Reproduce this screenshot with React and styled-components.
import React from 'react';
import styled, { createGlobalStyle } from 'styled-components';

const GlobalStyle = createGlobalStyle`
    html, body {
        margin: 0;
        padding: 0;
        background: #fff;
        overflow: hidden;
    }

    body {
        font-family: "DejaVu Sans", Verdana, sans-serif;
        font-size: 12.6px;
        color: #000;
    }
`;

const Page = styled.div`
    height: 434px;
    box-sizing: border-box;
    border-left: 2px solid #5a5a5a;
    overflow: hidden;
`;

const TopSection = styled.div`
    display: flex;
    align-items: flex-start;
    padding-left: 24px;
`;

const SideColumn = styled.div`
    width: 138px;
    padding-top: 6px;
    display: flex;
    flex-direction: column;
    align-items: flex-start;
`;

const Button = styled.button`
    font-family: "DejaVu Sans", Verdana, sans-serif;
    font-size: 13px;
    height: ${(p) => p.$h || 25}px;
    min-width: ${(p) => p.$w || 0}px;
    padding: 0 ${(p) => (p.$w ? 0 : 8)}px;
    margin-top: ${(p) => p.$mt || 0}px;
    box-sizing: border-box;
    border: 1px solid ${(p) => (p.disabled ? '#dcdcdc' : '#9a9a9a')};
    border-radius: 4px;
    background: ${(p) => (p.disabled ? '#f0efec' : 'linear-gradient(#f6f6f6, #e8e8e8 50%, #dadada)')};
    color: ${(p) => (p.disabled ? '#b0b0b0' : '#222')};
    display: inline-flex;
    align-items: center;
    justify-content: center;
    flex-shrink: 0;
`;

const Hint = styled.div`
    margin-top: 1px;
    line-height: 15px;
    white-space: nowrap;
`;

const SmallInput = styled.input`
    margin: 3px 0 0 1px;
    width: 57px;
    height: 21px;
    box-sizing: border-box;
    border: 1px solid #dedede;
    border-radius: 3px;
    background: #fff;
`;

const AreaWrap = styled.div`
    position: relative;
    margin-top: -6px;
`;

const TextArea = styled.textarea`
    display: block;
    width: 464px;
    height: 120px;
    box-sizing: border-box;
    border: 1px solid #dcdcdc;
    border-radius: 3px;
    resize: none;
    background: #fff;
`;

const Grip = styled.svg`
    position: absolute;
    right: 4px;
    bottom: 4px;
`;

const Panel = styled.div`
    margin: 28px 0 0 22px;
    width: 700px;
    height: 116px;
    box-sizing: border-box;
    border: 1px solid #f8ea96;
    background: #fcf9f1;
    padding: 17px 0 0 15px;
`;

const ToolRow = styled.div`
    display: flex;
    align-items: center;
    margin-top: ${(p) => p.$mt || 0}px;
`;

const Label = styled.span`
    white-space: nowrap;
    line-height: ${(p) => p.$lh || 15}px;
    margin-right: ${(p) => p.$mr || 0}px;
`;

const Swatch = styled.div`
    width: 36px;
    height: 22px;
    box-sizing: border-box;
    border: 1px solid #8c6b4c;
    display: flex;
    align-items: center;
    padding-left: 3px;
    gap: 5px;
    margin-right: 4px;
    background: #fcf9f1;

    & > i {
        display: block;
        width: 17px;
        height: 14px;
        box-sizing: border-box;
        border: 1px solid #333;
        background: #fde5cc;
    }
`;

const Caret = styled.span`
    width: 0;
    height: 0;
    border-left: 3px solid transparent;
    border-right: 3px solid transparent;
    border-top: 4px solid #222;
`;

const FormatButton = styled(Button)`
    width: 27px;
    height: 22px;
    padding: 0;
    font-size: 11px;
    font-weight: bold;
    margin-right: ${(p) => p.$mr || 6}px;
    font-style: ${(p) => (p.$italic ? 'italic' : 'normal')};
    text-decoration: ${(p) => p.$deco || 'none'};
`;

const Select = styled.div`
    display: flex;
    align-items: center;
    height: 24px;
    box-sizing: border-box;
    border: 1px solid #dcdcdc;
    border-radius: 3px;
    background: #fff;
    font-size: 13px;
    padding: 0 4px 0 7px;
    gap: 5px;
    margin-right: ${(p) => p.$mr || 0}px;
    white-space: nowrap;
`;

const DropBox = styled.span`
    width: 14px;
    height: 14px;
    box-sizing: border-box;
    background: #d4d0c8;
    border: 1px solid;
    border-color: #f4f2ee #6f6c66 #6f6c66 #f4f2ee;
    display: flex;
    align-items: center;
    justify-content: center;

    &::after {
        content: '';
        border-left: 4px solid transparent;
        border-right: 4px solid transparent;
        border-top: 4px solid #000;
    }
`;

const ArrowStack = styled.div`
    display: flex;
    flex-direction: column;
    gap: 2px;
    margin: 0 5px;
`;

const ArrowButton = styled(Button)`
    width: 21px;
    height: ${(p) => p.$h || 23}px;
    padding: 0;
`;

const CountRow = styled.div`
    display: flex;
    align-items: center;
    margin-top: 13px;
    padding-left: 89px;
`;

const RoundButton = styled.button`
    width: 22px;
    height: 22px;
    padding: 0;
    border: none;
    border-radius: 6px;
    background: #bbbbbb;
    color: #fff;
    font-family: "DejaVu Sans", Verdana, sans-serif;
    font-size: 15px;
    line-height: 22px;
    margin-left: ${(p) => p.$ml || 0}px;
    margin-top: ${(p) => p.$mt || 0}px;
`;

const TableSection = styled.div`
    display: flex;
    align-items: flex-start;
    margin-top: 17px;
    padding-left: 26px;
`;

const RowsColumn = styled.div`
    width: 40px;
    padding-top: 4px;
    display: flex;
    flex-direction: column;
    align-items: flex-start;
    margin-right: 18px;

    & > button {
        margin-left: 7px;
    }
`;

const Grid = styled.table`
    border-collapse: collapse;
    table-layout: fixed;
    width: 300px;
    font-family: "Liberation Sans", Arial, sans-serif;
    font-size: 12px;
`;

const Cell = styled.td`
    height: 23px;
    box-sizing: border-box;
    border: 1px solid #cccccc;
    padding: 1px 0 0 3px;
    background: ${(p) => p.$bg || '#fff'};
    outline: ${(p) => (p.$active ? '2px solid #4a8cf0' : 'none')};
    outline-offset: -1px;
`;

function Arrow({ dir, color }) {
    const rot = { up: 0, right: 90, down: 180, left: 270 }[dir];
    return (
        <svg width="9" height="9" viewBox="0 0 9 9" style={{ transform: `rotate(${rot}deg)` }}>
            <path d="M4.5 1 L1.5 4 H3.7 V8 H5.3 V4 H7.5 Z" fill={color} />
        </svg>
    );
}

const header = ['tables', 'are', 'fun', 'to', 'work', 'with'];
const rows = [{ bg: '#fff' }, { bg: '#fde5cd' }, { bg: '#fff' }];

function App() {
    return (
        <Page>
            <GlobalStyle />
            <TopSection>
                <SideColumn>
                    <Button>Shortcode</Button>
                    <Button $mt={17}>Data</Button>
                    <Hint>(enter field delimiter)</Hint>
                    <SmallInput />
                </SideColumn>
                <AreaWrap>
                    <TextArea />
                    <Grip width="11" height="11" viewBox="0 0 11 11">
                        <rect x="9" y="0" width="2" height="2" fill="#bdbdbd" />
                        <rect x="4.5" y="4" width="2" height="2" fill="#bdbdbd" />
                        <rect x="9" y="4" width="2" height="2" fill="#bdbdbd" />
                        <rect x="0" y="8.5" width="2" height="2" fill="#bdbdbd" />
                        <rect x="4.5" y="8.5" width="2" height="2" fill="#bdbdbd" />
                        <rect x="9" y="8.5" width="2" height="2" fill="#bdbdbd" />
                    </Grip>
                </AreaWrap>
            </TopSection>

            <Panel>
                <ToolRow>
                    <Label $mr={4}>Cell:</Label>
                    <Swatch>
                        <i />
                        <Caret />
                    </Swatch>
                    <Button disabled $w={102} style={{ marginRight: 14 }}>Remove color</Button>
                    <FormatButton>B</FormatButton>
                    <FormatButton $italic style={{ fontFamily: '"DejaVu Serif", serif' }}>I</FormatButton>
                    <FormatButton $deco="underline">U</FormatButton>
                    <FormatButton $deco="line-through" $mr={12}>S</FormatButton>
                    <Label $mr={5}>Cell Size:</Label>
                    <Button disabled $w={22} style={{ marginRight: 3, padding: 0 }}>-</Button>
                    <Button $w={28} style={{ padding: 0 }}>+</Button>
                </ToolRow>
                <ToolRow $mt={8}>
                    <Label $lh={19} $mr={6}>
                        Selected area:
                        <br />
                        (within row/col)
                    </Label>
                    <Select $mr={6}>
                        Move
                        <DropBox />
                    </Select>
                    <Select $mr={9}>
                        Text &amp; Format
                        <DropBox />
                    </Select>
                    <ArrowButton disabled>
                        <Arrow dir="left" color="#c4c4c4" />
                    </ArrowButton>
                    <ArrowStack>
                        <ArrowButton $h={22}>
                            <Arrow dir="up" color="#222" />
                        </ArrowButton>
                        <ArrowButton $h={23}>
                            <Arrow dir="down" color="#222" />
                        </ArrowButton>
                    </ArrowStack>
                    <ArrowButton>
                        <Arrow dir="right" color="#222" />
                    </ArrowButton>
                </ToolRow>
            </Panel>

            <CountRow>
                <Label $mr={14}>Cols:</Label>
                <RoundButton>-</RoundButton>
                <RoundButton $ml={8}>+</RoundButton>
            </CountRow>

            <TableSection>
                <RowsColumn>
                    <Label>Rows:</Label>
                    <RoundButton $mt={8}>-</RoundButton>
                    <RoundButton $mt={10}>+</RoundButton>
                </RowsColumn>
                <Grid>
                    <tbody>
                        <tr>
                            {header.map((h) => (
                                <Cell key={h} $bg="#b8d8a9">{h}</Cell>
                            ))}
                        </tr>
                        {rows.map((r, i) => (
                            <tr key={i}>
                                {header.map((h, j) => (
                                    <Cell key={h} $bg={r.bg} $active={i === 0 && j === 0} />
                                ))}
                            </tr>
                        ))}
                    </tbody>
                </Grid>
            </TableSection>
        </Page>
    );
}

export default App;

---

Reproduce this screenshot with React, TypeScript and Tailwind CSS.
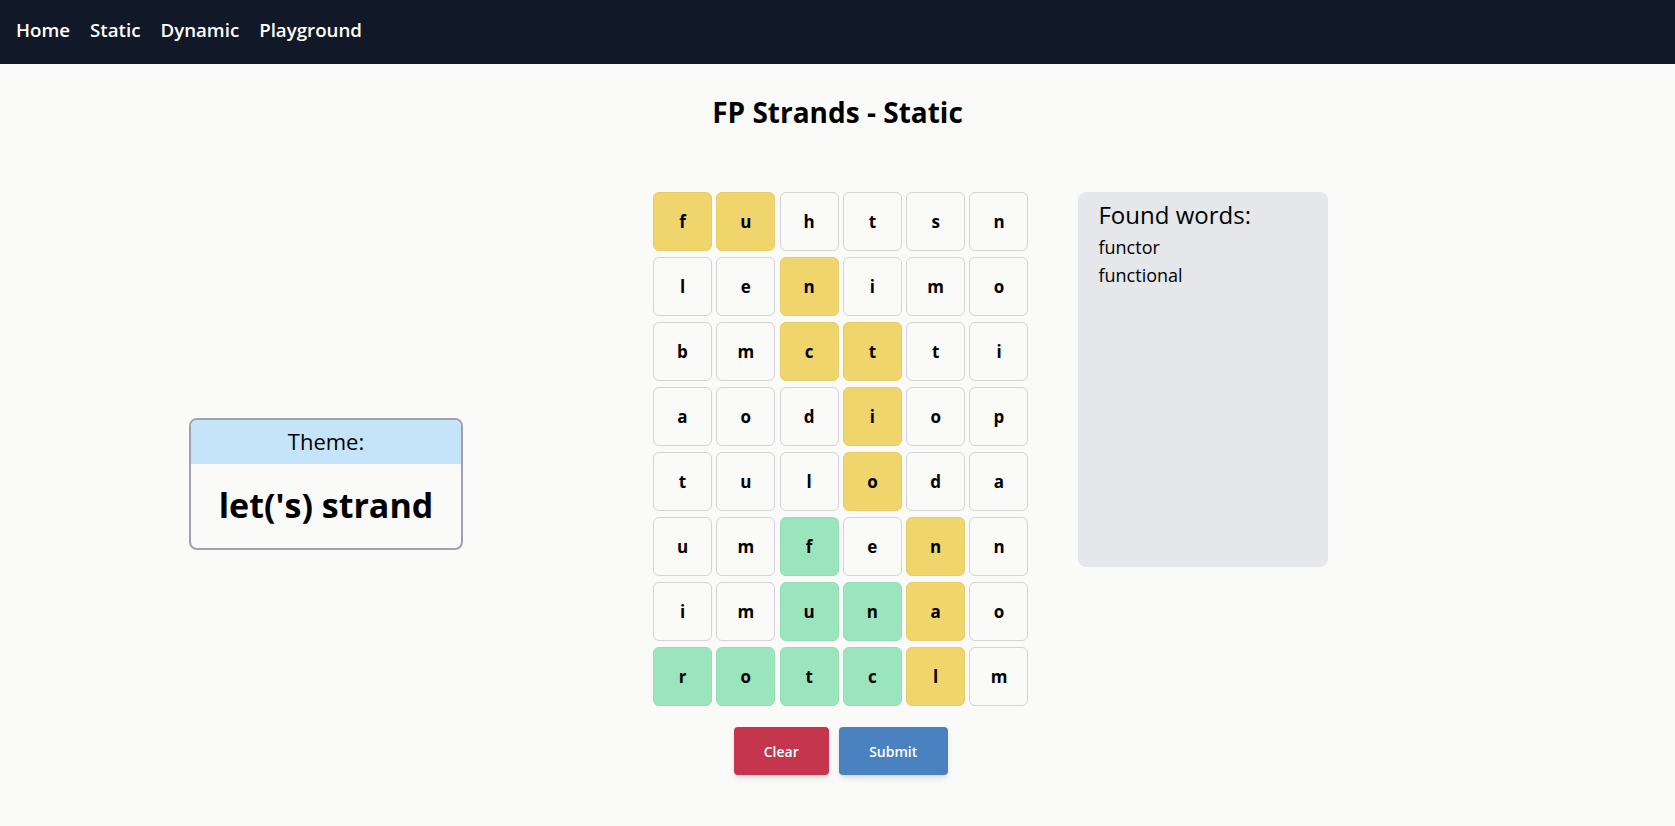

→ **Task to complete**
Find the lines of the material that hold the word "components" and report their count alone.

→ **The reply**
2